Consumer prices in the Bay Area skyrocketed in April and nearly matched the annual increase posted in February, which was a 21-year high, a grim new government report revealed on Wednesday.
The Bay Area inflation rate jumped at an annual pace of 5% in April, the U.S. Bureau of Labor Statistics reported on Friday.
The yearly increase in consumer prices in April was only slightly lower than the 5.2% annual rise that the government reported for the Bay Area in February, the federal agency reported.
The increases posted so far this year were the highest since mid-2001, according to this news organization’s analysis of government reports stretching back to 1990.

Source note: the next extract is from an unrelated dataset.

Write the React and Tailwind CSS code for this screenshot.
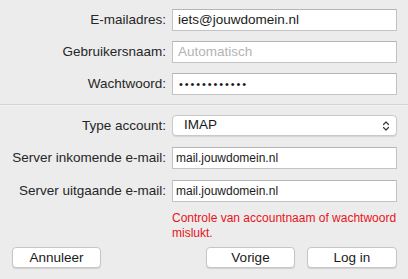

Costs for food such as meat, poultry, fish, cereal and dairy products, along with massive increases in gasoline prices and sharp jumps in monthly PG&E utility bills, coalesced to shove the Bay Area annual inflation rate higher by 5% in April.
Nationwide, the annual inflation rate reached 8.3% in April, a pace that remained near a 40-year high, the government reported.
Consumers and borrowers now face a double whammy of soaring prices and rising interest rates.
The Federal Reserve is set to hike interest rates on Wednesday by a whopping half percentage point. The Fed is alarmed that inflation could morph into a runaway spiral.
Officials with the Central Bank are betting that a steady diet of increases in interest rates will help to choke off the surge in consumer prices. But the interest rate hikes also might throttle economic activity and job growth.